▶ **Written exercise**
Produce an exact transcription of the listing below, omitting the pictures.

▶ **Supplied material**
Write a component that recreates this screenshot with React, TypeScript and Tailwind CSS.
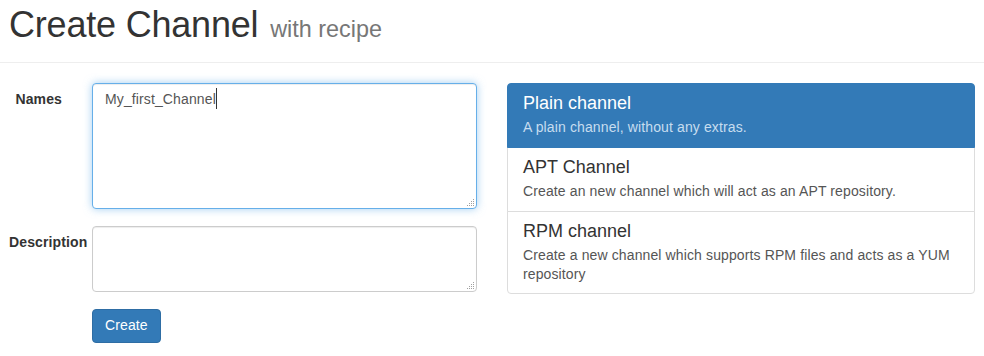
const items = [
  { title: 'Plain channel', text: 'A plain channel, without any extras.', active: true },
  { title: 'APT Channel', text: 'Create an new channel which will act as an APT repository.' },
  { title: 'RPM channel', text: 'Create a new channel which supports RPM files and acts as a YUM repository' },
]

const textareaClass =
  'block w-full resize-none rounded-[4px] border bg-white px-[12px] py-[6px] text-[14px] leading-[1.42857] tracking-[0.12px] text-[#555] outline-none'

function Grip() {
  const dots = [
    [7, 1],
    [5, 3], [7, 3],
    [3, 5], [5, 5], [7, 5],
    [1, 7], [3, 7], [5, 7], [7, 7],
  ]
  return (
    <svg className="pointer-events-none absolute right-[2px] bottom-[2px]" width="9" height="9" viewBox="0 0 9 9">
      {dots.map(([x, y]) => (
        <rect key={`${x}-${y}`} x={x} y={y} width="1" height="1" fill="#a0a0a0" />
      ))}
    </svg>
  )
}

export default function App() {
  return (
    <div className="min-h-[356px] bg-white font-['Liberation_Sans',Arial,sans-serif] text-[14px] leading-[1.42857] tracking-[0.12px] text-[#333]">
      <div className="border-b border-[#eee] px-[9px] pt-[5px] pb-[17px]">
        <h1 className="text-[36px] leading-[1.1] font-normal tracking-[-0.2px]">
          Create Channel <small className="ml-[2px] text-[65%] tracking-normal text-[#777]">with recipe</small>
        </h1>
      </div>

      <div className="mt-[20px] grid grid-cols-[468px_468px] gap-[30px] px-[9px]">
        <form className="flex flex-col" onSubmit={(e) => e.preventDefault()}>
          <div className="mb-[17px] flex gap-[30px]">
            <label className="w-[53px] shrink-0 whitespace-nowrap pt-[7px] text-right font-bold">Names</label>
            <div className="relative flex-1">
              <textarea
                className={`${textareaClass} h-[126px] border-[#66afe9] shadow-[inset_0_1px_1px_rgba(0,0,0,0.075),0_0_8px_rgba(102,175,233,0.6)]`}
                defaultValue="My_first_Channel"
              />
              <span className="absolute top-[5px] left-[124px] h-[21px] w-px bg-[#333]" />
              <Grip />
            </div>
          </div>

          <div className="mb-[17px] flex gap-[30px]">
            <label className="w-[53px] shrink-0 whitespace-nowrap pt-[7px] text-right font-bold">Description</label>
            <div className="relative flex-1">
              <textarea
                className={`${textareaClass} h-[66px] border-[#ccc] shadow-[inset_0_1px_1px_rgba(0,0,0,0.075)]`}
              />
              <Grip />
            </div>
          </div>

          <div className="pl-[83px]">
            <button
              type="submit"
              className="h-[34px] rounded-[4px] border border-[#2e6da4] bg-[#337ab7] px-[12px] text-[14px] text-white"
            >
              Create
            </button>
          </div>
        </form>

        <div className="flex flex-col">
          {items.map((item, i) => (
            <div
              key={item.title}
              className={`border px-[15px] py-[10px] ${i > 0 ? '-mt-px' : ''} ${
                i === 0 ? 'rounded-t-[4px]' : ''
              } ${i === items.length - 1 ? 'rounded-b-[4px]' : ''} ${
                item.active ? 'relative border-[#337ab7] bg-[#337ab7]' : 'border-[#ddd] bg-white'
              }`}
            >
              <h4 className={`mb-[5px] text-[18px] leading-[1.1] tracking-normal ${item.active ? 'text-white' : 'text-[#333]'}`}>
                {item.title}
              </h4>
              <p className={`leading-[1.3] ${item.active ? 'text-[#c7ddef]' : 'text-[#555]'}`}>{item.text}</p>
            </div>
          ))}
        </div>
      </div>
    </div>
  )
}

▶ **Solved problem**
Write a component that recreates this screenshot with React, TypeScript and Tailwind CSS.
const items = [
  { title: 'Plain channel', text: 'A plain channel, without any extras.', active: true },
  { title: 'APT Channel', text: 'Create an new channel which will act as an APT repository.' },
  { title: 'RPM channel', text: 'Create a new channel which supports RPM files and acts as a YUM repository' },
]

const textareaClass =
  'block w-full resize-none rounded-[4px] border bg-white px-[12px] py-[6px] text-[14px] leading-[1.42857] tracking-[0.12px] text-[#555] outline-none'

function Grip() {
  const dots = [
    [7, 1],
    [5, 3], [7, 3],
    [3, 5], [5, 5], [7, 5],
    [1, 7], [3, 7], [5, 7], [7, 7],
  ]
  return (
    <svg className="pointer-events-none absolute right-[2px] bottom-[2px]" width="9" height="9" viewBox="0 0 9 9">
      {dots.map(([x, y]) => (
        <rect key={`${x}-${y}`} x={x} y={y} width="1" height="1" fill="#a0a0a0" />
      ))}
    </svg>
  )
}

export default function App() {
  return (
    <div className="min-h-[356px] bg-white font-['Liberation_Sans',Arial,sans-serif] text-[14px] leading-[1.42857] tracking-[0.12px] text-[#333]">
      <div className="border-b border-[#eee] px-[9px] pt-[5px] pb-[17px]">
        <h1 className="text-[36px] leading-[1.1] font-normal tracking-[-0.2px]">
          Create Channel <small className="ml-[2px] text-[65%] tracking-normal text-[#777]">with recipe</small>
        </h1>
      </div>

      <div className="mt-[20px] grid grid-cols-[468px_468px] gap-[30px] px-[9px]">
        <form className="flex flex-col" onSubmit={(e) => e.preventDefault()}>
          <div className="mb-[17px] flex gap-[30px]">
            <label className="w-[53px] shrink-0 whitespace-nowrap pt-[7px] text-right font-bold">Names</label>
            <div className="relative flex-1">
              <textarea
                className={`${textareaClass} h-[126px] border-[#66afe9] shadow-[inset_0_1px_1px_rgba(0,0,0,0.075),0_0_8px_rgba(102,175,233,0.6)]`}
                defaultValue="My_first_Channel"
              />
              <span className="absolute top-[5px] left-[124px] h-[21px] w-px bg-[#333]" />
              <Grip />
            </div>
          </div>

          <div className="mb-[17px] flex gap-[30px]">
            <label className="w-[53px] shrink-0 whitespace-nowrap pt-[7px] text-right font-bold">Description</label>
            <div className="relative flex-1">
              <textarea
                className={`${textareaClass} h-[66px] border-[#ccc] shadow-[inset_0_1px_1px_rgba(0,0,0,0.075)]`}
              />
              <Grip />
            </div>
          </div>

          <div className="pl-[83px]">
            <button
              type="submit"
              className="h-[34px] rounded-[4px] border border-[#2e6da4] bg-[#337ab7] px-[12px] text-[14px] text-white"
            >
              Create
            </button>
          </div>
        </form>

        <div className="flex flex-col">
          {items.map((item, i) => (
            <div
              key={item.title}
              className={`border px-[15px] py-[10px] ${i > 0 ? '-mt-px' : ''} ${
                i === 0 ? 'rounded-t-[4px]' : ''
              } ${i === items.length - 1 ? 'rounded-b-[4px]' : ''} ${
                item.active ? 'relative border-[#337ab7] bg-[#337ab7]' : 'border-[#ddd] bg-white'
              }`}
            >
              <h4 className={`mb-[5px] text-[18px] leading-[1.1] tracking-normal ${item.active ? 'text-white' : 'text-[#333]'}`}>
                {item.title}
              </h4>
              <p className={`leading-[1.3] ${item.active ? 'text-[#c7ddef]' : 'text-[#555]'}`}>{item.text}</p>
            </div>
          ))}
        </div>
      </div>
    </div>
  )
}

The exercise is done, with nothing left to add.